Même verdict positif sur "L’Art dans le sang" de Joanna Quinn, qui fait ressurgir ce trait de crayon brouillon et vibrant à la Bill Plympton. On ne cite pas le réalisateur des "Mutants de l’espace" pour faire joli, car on retrouve aussi là ce goût des sous-entendus sexuels et des perspectives corporelles déformées qui le caractérise. L’irrévérence surgit parfois autour de quelques scènes qui mettent en avant l’excentricité artistique d’une famille anglaise particulièrement siphonnée, du genre à faire passer les prolos injurieux de Ken Loach pour des bourgeois coincés de Neuilly-sur-Seine !

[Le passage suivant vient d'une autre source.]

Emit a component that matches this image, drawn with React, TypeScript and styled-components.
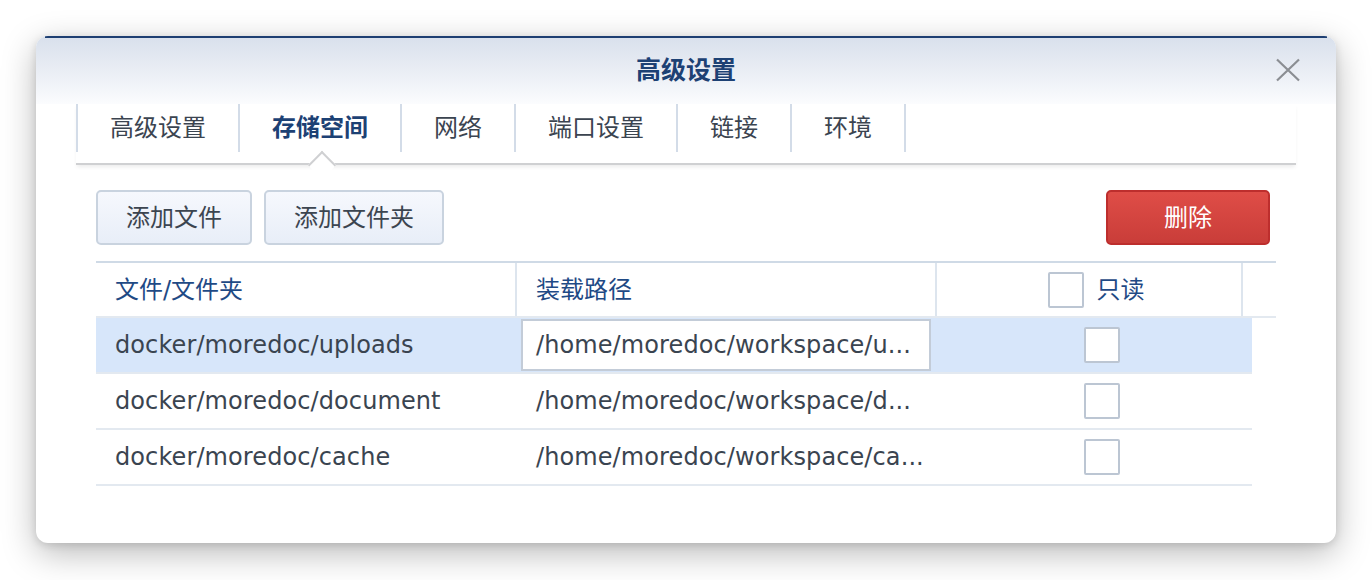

Quant à "Horacio" de Caroline Cherrier, il séduit par sa construction en flash-backs (entremêlant un meurtre, un procès, un séjour en prison et une libération), ses transitions efficacement gérées et sa propension à user de l’humour décalé pour amplifier l’enjeu dramatique au cœur du récit. Du coup, on excuse sans souci la qualité très moyenne de son animation.
Un gros coup de cœur
Le coup de cœur que l’on évoquait plus haut était relativement pressenti. Sorte de projet colossal d’animation en 8K, "Opera" d’Erick Oh évoque presque une installation destinée à être projetée sur un mur de très grande envergure. Sur cinq minutes qui fonctionnent comme une boucle se déroule un cycle de la vie d’une gigantesque pyramide, constituée de mille micro-détails impossibles à englober en une seule vision, et où notre œil est constamment sollicité. Un peu comme une mosaïque dantesque qui reproduirait le mythe de la tour de Babel à l’échelle d’un plan unique et d’une durée très courte. En l’état, c’est une claque. Et elle est monumentale.
La foire aux déceptions
Enfin, la foire aux déceptions trouve de quoi se remplir avec les deux derniers courts de la section. Déjà présenté à la précédente Berlinale, "Vadim Na Progulke" renoue avec cette tradition immuable de l’enfermement dans le cinéma d’animation contemporain. Concept mille fois exploité, inventivité plus que limitée, voix-off pompeuse, musique synthétique qui met nos tympans à rude épreuve… Sans parler d’une animation approximative et brouillonne dont on n’est clairement pas client.
Enfin, "Shapes.colours.people and floatingdown" appelle à la mise en garde. Que vous ayez lu son synopsis ou pas avant de le voir ne change rien à l’affaire : cette « purée de patates colorées » que revendique son réalisateur anglais définit avant tout l’animation de ce truc. Ça mélange les couleurs et ça abuse des cassures sonores à la manière d’un autiste qui appuierait sur toutes les touches d’un synthé détraqué tout en lâchant des pets à intervalles réguliers. C’est bon, vous visualisez ? En vrai, c’était encore pire.